Enterprise scalability, resilience, and interoperability scenarios
Consider three realistic evaluation scenarios. First, a national distributor with 200 vehicles and multiple regional depots may prioritize rapid SaaS deployment, embedded route optimization, and standardized dispatch workflows. In that case, a unified cloud ERP or supply chain suite often provides the best balance of speed, governance, and cost control.
Second, a multinational manufacturer managing inbound raw materials, intercompany transfers, and outbound finished goods may need advanced scenario planning across multiple transport modes and carrier contracts. Here, an integrated best-of-breed TMS AI engine connected to ERP may justify the added complexity because optimization depth materially affects margin and service reliability.
Third, a 3PL operating across customer-specific workflows may require a hybrid model with configurable optimization rules, strong API orchestration, and tenant-level governance. The key evaluation issue is not only route quality but whether the platform can scale without creating excessive customization debt or weakening service-level reporting.
Across all scenarios, operational resilience should be tested explicitly. Enterprises should ask how the platform handles telematics outages, carrier rejection spikes, weather disruptions, and sudden order surges. AI that performs well only under stable conditions is not sufficient for enterprise logistics.

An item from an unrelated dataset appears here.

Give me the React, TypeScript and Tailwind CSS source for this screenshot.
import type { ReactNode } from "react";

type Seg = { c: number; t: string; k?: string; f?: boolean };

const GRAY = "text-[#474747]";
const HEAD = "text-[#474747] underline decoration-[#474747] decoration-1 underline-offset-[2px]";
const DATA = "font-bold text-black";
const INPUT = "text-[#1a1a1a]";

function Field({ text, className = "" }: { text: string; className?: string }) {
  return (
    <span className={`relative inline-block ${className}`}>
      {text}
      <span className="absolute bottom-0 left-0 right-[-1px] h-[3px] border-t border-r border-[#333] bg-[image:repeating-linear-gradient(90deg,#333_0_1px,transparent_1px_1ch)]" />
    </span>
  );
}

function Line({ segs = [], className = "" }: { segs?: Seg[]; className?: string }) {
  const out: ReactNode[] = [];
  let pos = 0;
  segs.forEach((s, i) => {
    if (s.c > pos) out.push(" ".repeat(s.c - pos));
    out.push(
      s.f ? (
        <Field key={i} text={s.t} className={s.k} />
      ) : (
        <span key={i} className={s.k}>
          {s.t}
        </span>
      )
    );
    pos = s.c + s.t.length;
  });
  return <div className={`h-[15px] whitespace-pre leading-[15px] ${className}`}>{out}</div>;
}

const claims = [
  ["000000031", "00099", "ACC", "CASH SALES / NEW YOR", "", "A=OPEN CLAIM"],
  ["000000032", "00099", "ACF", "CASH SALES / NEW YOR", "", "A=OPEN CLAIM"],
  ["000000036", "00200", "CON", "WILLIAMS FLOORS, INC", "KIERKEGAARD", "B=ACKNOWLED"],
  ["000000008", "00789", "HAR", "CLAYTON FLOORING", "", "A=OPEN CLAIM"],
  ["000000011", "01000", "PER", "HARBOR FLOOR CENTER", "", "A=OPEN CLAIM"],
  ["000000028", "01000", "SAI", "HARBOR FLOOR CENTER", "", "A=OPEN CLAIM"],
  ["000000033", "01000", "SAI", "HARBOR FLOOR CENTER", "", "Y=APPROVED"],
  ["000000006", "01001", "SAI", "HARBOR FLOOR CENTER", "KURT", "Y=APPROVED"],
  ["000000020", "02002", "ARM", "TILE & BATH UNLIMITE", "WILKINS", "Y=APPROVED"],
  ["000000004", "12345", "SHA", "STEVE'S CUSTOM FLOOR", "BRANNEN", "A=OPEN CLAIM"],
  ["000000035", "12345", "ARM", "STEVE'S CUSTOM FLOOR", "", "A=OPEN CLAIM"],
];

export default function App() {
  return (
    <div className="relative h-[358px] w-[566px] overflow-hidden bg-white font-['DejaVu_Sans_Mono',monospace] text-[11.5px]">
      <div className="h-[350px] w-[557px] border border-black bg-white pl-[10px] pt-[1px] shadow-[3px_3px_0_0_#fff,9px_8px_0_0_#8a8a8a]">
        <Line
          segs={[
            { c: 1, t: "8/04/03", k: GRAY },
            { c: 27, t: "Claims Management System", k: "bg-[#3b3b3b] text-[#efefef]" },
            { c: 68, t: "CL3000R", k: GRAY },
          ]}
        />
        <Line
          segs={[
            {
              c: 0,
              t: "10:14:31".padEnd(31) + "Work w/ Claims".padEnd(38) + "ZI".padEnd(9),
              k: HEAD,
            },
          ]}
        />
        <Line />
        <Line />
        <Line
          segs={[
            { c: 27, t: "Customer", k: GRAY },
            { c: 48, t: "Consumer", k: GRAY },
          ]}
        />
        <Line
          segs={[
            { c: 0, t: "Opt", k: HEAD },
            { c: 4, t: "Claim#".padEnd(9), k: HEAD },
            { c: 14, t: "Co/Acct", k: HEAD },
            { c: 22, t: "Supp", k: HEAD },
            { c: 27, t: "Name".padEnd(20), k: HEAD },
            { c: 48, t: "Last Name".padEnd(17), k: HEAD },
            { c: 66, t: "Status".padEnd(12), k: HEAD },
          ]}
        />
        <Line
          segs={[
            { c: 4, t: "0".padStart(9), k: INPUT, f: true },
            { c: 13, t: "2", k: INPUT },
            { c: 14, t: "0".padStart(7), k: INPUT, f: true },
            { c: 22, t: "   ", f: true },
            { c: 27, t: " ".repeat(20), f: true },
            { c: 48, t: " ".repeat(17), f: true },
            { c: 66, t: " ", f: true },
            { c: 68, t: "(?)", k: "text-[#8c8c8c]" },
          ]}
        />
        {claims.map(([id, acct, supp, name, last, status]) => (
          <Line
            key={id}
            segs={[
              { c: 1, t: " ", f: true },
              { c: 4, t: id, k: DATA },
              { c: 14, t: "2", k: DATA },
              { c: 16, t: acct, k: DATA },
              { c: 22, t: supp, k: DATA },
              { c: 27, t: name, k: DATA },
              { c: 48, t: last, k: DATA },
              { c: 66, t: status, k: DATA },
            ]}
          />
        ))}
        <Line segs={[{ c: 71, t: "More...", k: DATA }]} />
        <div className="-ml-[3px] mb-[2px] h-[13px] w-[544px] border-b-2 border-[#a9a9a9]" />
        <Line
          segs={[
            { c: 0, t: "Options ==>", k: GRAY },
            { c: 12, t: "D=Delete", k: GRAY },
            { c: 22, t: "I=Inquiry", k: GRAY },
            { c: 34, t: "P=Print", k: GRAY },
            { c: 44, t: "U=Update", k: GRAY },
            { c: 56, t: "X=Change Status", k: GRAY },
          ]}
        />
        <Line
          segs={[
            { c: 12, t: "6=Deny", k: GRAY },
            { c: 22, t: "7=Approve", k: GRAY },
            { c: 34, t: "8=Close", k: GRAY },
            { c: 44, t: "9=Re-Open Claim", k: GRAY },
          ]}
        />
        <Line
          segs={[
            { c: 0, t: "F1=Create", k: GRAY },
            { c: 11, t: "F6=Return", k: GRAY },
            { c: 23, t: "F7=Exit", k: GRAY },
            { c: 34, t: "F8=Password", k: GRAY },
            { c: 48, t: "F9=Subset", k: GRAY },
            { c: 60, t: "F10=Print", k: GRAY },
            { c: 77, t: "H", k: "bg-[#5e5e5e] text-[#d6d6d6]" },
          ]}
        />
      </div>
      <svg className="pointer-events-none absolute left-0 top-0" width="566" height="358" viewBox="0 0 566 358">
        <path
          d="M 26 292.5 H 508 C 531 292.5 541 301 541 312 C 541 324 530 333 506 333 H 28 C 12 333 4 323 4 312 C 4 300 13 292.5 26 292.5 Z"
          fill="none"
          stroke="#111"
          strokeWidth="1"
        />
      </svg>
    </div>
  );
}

Migration, governance, and executive decision framework
Migration strategy is often the deciding factor in logistics ERP AI selection. Replacing ERP, TMS, and planning tools simultaneously can maximize long-term standardization but introduces significant deployment risk. A phased approach that stabilizes data, integrates telematics, and pilots AI optimization in one region may produce better adoption and clearer ROI evidence before broader rollout.
Executive teams should evaluate vendors against five decision criteria: architecture fit, optimization depth, interoperability maturity, governance model, and cost-to-value timeline. If the organization lacks strong integration capability or change capacity, a simpler embedded suite may outperform a technically superior but operationally demanding best-of-breed stack. If logistics complexity is a strategic differentiator, deeper optimization may justify a more sophisticated architecture.
- Choose embedded ERP AI when standardization, financial integration, and lower governance overhead are the primary goals.
- Choose integrated best-of-breed optimization when network complexity, carrier strategy, and simulation depth are central to competitive performance.
- Use phased modernization when legacy constraints, data quality issues, or organizational readiness make full transformation too risky.
- Require every vendor to demonstrate exception handling, auditability, and measurable cost attribution, not just optimization outputs.
The most effective platform selection framework aligns software capability with operating model maturity. Logistics ERP AI should be treated as an enterprise modernization decision, not a narrow routing tool purchase. Organizations that evaluate architecture, governance, and resilience alongside optimization features are more likely to achieve durable cost reduction, stronger service performance, and better executive visibility.